‘We’re All Wearing Diapers’: Shocking New Year’s Eve Truth

There are only a handful of cities with celebrations so spectacular on New Year’s Eve that they’ve built an international reputation on it.

At the top of the list, arguably, is Sydney – for it’s magnificent and world-class fireworks display on the city’s sparkling harbour.

Perhaps the most iconic, however, is the ball drop in New York’s Times Square – otherwise known as “the Crossroads of the World”.

It’s where some two million people pack the streets in the core of the Big Apple up to 16 hours before the clock strikes midnight. They come for the spectacle: a free concert featuring some of the world’s biggest stars; an illuminated ball that drops from above a high-rise building, marking the end of one year and the start of the next; and an explosion of confetti, with handwritten wishes written on each piece from members of the public, fluttering through the skies above the bustling streets. To be a part of it and feel the electricity in person is on the bucket list of many people all over the world. The celebration is so popular that revellers arrive in the morning to secure prime position before it fills up and police block access.

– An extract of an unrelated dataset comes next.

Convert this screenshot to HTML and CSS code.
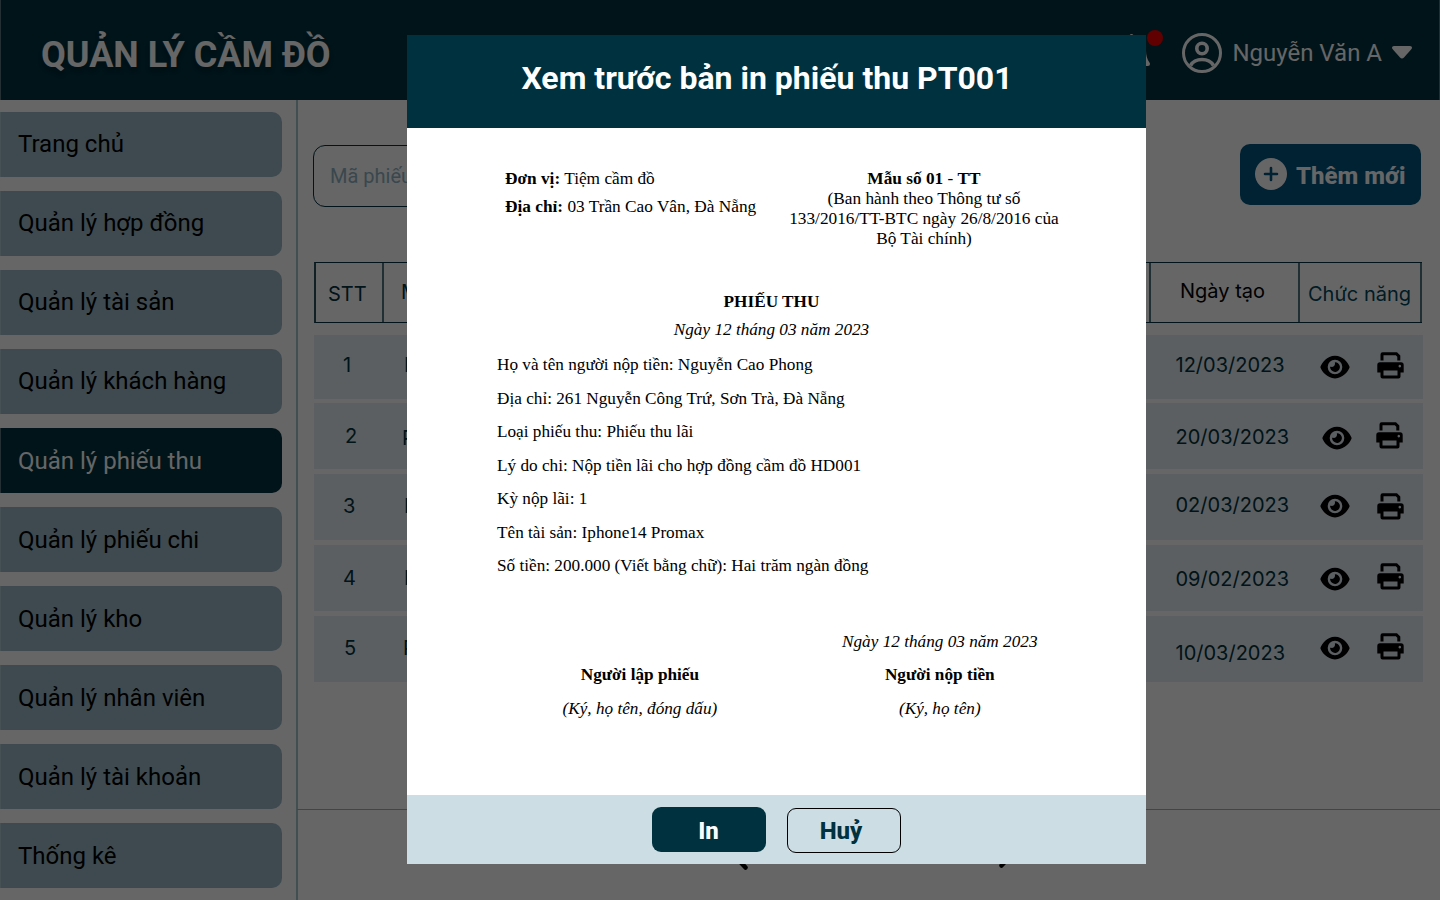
FILE: index.html
```html
<!DOCTYPE html>
<html lang="vi">
<head>
<meta charset="utf-8">
<title>Quản lý cầm đồ</title>
<link rel="stylesheet" href="styles.css">
</head>
<body>
<svg class="defs" width="0" height="0">
  <symbol id="eye" viewBox="0 0 576 512"><path d="M288 32c-81 0-145 37-192 80C49 156 18 208 3 244c-3 8-3 17 0 25 15 35 46 87 93 131 47 43 111 80 192 80s145-37 192-80c47-44 78-96 93-131 3-8 3-17 0-25-15-36-46-88-93-132-47-43-111-80-192-80zM144 256a144 144 0 1 1 288 0 144 144 0 1 1-288 0zm144-64c0 35-29 64-64 64-7 0-14-1-20-3-6-2-12 1-12 7 0 7 1 14 3 21 14 51 67 82 118 68s82-67 68-118c-11-41-48-69-89-71-6 0-9 6-7 12 2 6 3 13 3 20z"/></symbol>
  <symbol id="printer" viewBox="0 0 27 27"><path fill-rule="evenodd" d="M3.500 8.600V2.500Q3.500 .3 5.700 .3H20L23.300 3.600V8.600H20.300V4.800L18.800 3.300H6.500V8.600ZM3 10.200H24Q26.700 10.200 26.700 13V20.500H23.500V24.500Q23.500 26.500 21.500 26.500H5.500Q3.500 26.500 3.500 24.500V20.500H.3V13Q.3 10.200 3 10.200ZM6.500 18.500V23.500H20.500V18.500ZM22.800 12.800a1.300 1.300 0 1 0 .01 0Z"/></symbol>
</svg>
<div class="app">
  <header class="topbar">
    <h1 class="brand">QUẢN LÝ CẦM ĐỒ</h1>
    <div class="user">
      <div class="bell">
        <svg width="38" height="38" viewBox="0 0 38 38" fill="none" stroke="#fff" stroke-width="4" stroke-linejoin="round" stroke-linecap="round"><path d="M17.500 2v3M19 5C11 5 8 11 8 17c0 6-2 9-5 13h31c-3-4-4-7-4-13 0-6-3-12-11-12zM15 35h8"/></svg>
        <span class="dot"></span>
      </div>
      <svg class="avatar" width="40" height="40" viewBox="0 0 40 40" fill="none" stroke="#fff"><circle cx="20" cy="20" r="18.500" stroke-width="3"/><circle cx="20" cy="15.500" r="5.200" stroke-width="3.600"/><path d="M8.500 32.500Q12 26.500 20 26.500T31.500 32.500" stroke-width="3.600"/></svg>
      <span class="name">Nguyễn Văn A</span>
      <svg class="caret" width="20" height="13" viewBox="0 0 20 13"><path d="M2 0H18Q21 .5 19.500 3L12 11.500Q10 13.500 8 11.500L.5 3Q-1 .5 2 0Z" fill="#fff"/></svg>
    </div>
  </header>
  <div class="body">
    <nav class="side">
      <a class="item">Trang chủ</a>
      <a class="item">Quản lý hợp đồng</a>
      <a class="item">Quản lý tài sản</a>
      <a class="item">Quản lý khách hàng</a>
      <a class="item active">Quản lý phiếu thu</a>
      <a class="item">Quản lý phiếu chi</a>
      <a class="item">Quản lý kho</a>
      <a class="item">Quản lý nhân viên</a>
      <a class="item">Quản lý tài khoản</a>
      <a class="item">Thống kê</a>
    </nav>
    <main class="main">
      <div class="tools">
        <div class="search">Mã phiếu</div>
        <button class="add"><svg width="32" height="32" viewBox="0 0 32 32"><circle cx="16" cy="16" r="16" fill="#fff"/><path d="M16 10v12M10 16h12" stroke="#00557f" stroke-width="2.600" stroke-linecap="round"/></svg><span>Thêm mới</span></button>
      </div>
      <div class="thead">
        <div class="th stt">STT</div><div class="th code">Mã</div><div class="th date">Ngày tạo</div><div class="th act">Chức năng</div>
      </div>
      <div class="rows">
        <div class="row r1"><span class="n">1</span><span class="c">PT001</span><span class="d">12/03/2023</span><svg class="eye"><use href="#eye"/></svg><svg class="print"><use href="#printer"/></svg></div>
        <div class="row r2"><span class="n">2</span><span class="c">PT002</span><span class="d">20/03/2023</span><svg class="eye"><use href="#eye"/></svg><svg class="print"><use href="#printer"/></svg></div>
        <div class="row r3"><span class="n">3</span><span class="c">PT003</span><span class="d">02/03/2023</span><svg class="eye"><use href="#eye"/></svg><svg class="print"><use href="#printer"/></svg></div>
        <div class="row r4"><span class="n">4</span><span class="c">PT004</span><span class="d">09/02/2023</span><svg class="eye"><use href="#eye"/></svg><svg class="print"><use href="#printer"/></svg></div>
        <div class="row r5"><span class="n">5</span><span class="c">PT005</span><span class="d">10/03/2023</span><svg class="eye"><use href="#eye"/></svg><svg class="print"><use href="#printer"/></svg></div>
      </div>
      <div class="pager">
        <svg width="22" height="40" viewBox="0 0 22 40"><path d="M19.500 2.500L3 20L19.500 37.500"/></svg>
        <svg class="next" width="22" height="40" viewBox="0 0 22 40"><path d="M2.500 2.500L19 20L2.500 37.500"/></svg>
      </div>
    </main>
  </div>
</div>
<div class="overlay">
  <section class="modal">
    <h2 class="mhead">Xem trước bản in phiếu thu PT001</h2>
    <div class="doc">
      <div class="dtop">
        <div class="unit"><p><b>Đơn vị:</b> Tiệm cầm đồ</p><p><b>Địa chỉ:</b> 03 Trần Cao Vân, Đà Nẵng</p></div>
        <div class="form"><b>Mẫu số 01</b> - <b>TT</b><br>(Ban hành theo Thông tư số<br>133/2016/TT-BTC ngày 26/8/2016 của<br>Bộ Tài chính)</div>
      </div>
      <div class="dtitle"><b>PHIẾU THU</b><i>Ngày 12 tháng 03 năm 2023</i></div>
      <div class="lines">
        <p>Họ và tên người nộp tiền: Nguyễn Cao Phong</p>
        <p>Địa chỉ: 261 Nguyễn Công Trứ, Sơn Trà, Đà Nẵng</p>
        <p>Loại phiếu thu: Phiếu thu lãi</p>
        <p>Lý do chi: Nộp tiền lãi cho hợp đồng cầm đồ HD001</p>
        <p>Kỳ nộp lãi: 1</p>
        <p>Tên tài sản: Iphone14 Promax</p>
        <p>Số tiền: 200.000 (Viết bằng chữ): Hai trăm ngàn đồng</p>
      </div>
      <div class="signs">
        <div class="sign left"><b>Người lập phiếu</b><i>(Ký, họ tên, đóng dấu)</i></div>
        <div class="sign"><i>Ngày 12 tháng 03 năm 2023</i><b>Người nộp tiền</b><i>(Ký, họ tên)</i></div>
      </div>
    </div>
    <footer class="mfoot"><button class="btn ok">In</button><button class="btn cancel">Huỷ</button></footer>
  </section>
</div>
</body>
</html>
```

FILE: styles.css
```css
* { box-sizing: border-box; margin: 0; padding: 0; }
body { width: 1440px; height: 900px; overflow: hidden; background: #fff; font-family: Roboto, sans-serif; }
button { font-family: inherit; border: 0; }
.defs { position: absolute; }
.app { width: 1440px; height: 900px; display: flex; flex-direction: column; }
.topbar { height: 100px; flex: none; background: #003240; border: solid #57757f; border-width: 0 1px; display: flex; justify-content: space-between; align-items: center; padding: 5px 27px 0 40px; }
.brand { color: #fff; font-size: 36px; line-height: 44px; font-weight: 700; padding-top: 4px; text-shadow: 0 4px 4px rgba(0,0,0,.25); }
.user { display: flex; align-items: center; }
.bell { position: relative; width: 38px; height: 38px; margin-right: 30px; }
.dot { position: absolute; left: 33px; top: -4px; width: 16px; height: 16px; border-radius: 50%; background: #f00000; }
.name { color: #fff; font-size: 24px; line-height: 30px; margin: 0 10px; }
.caret { margin-top: -1px; }
.body { flex: 1; display: flex; min-height: 0; }
.side { width: 297.500px; flex: none; border-right: 2px solid #a3c4cd; padding-top: 12px; display: flex; flex-direction: column; gap: 14px; }
.item { width: 282px; height: 65px; flex: none; border-radius: 0 10px 10px 0; background: #9bbac7; border-left: 1px solid #aecad4; color: #000; font-size: 24px; line-height: 64px; padding-left: 17px; }
.item:nth-child(n+5) { line-height: 66px; }
.item.active { background: #003240; color: #fff; border-left-color: #57757f; }
.main { flex: 1; display: flex; flex-direction: column; margin-left: -.5px; }
.tools { display: flex; justify-content: space-between; padding: 44px 19px 0 16px; height: 162px; flex: none; }
.search { width: 400px; height: 62px; margin-top: 1px; border: 1px solid #003240; border-radius: 12px; padding-left: 16px; font-size: 20px; line-height: 61px; color: #8fb3c3; }
.add { width: 181px; height: 61px; border-radius: 10px; background: #00557f; color: #fff; font-size: 24px; font-weight: 800; display: flex; align-items: center; gap: 9px; padding-left: 15px; }
.add span { padding-top: 2px; }
.add svg { margin-top: -1px; }
.thead { width: 1108px; height: 61px; margin-left: 17px; flex: none; display: grid; grid-template-columns: 68px 767px 149px 122px; border: solid #003240; border-width: 1px 0 1px 2px; border-left-color: #28505c; font-family: Inter, sans-serif; font-size: 20px; line-height: 24px; color: #00323f; }
.th { padding: 19px 0 0 12px; border-right: 2px solid #52757f; }
.code { padding: 17px 0 0 17px; }
.date { padding: 16px 0 0 29px; color: #000; }
.act { padding: 19px 0 0 8px; border-right-color: #52757f; color: #00485c; }
.rows { margin: 12px 0 0 17px; display: flex; flex-direction: column; gap: 5px; }
.row { width: 1109px; height: 66px; background: #e3edf5; display: grid; grid-template-columns: 88px 773.500px 144.500px 56.500px 46.500px; align-items: start; font-family: Inter, sans-serif; font-size: 20px; line-height: 24px; color: #00323f; }
.n { padding-left: 28px; }
.c { padding-left: 2px; }
.eye { width: 30px; height: 26px; }
.print { width: 27px; height: 27px; }
.r1 { height: 64px; margin-bottom: -1px; }
.r1 .n, .r1 .c, .r1 .d { margin-top: 18px; }
.r1 .n { margin-left: 1px; }
.r1 .eye { margin-top: 19px; } .r1 .print { margin-top: 17px; }
.r2 .n { margin: 21px 0 0 3px; } .r2 .c { margin: 23px 0 0 -2px; } .r2 .d { margin-top: 22px; }
.r2 .eye { margin: 22px 0 0 2px; } .r2 .print { margin: 19px 0 0 -1px; }
.r3 .n { margin: 20px 0 0 1px; } .r3 .c { margin-top: 20px; } .r3 .d { margin-top: 19px; }
.r3 .eye { margin-top: 19px; } .r3 .print { margin-top: 19px; }
.r4 .n { margin: 21px 0 0 1px; } .r4 .c { margin-top: 21px; } .r4 .d { margin-top: 22px; }
.r4 .eye { margin-top: 21px; } .r4 .print { margin-top: 18px; }
.r5 .n { margin: 20px 0 0 2px; } .r5 .c { margin: 20px 0 0 -1px; } .r5 .d { margin-top: 25px; }
.r5 .eye { margin-top: 19px; } .r5 .print { margin-top: 17px; }
.pager { margin-top: auto; height: 91px; flex: none; border-top: 1px solid #8fb3c3; display: flex; justify-content: space-between; padding: 20px 419px 0 429px; }
.pager path { fill: none; stroke: #000; stroke-width: 4.500; stroke-linecap: round; }
.next { margin-top: -2px; }
.overlay { position: absolute; left: 0; top: 0; width: 1440px; height: 900px; background: rgba(0,0,0,.6); padding: 35px 0 0 407px; }
.modal { width: 739px; height: 829px; background: #fff; display: flex; flex-direction: column; }
.mhead { height: 93px; flex: none; background: #00313f; color: #fff; font-size: 32px; font-weight: 700; line-height: 87px; text-align: center; padding-right: 19px; }
.doc { flex: 1; font-family: "Liberation Serif", serif; font-size: 17.220px; line-height: 20px; color: #000; padding: 41px 84px 0 90px; }
.dtop { display: flex; justify-content: space-between; height: 123px; padding-left: 8px; font-size: 17.300px; }
.unit { display: flex; flex-direction: column; gap: 8px; white-space: nowrap; }
.form { width: 276px; text-align: center; white-space: nowrap; }
.dtitle { display: flex; flex-direction: column; align-items: center; gap: 8px; width: 549px; }
.lines { margin-top: 15px; display: flex; flex-direction: column; gap: 13.500px; }
.signs { display: flex; justify-content: space-between; align-items: flex-end; margin-top: 55.500px; padding: 0 24.500px 0 65.500px; }
.sign { display: flex; flex-direction: column; align-items: center; gap: 13.500px; }
.mfoot { height: 69px; flex: none; background: #ccdde4; display: flex; justify-content: center; gap: 21px; padding-top: 12px; }
.btn { width: 114px; height: 45px; border-radius: 9px; font-size: 24px; font-weight: 800; }
.ok { background: #00313f; color: #fff; padding: 2px 1px 0 0; }
.cancel { margin-top: 1px; padding-right: 6px; background: none; border: 1px solid #000; color: #00313f; }
```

But there’s a catch that most tourists who flock to the city for New Year’s Eve are largely unaware of: There are no bathroom facilities. Zilch. No Portaloos, no public rest rooms, and no access to restaurant or bar facilities for non-customers. And in a place so packed that it can take hours just to shuffle from one block to the next – and that’s outside of police pen “lock-in” periods – it’s a discovery many revellers don’t make until it’s too late.

Those privy to the set-up, however, have a secret: adult nappies.

New Year's Eve fireworks display over Times Square, New York, USA.
New Year’s Eve fireworks display over Times Square, New York, USA.

It’s said that the streets of New York City will “make you feel brand new” – a line immortalised in Alicia Keys’ hit song Empire State of Mind.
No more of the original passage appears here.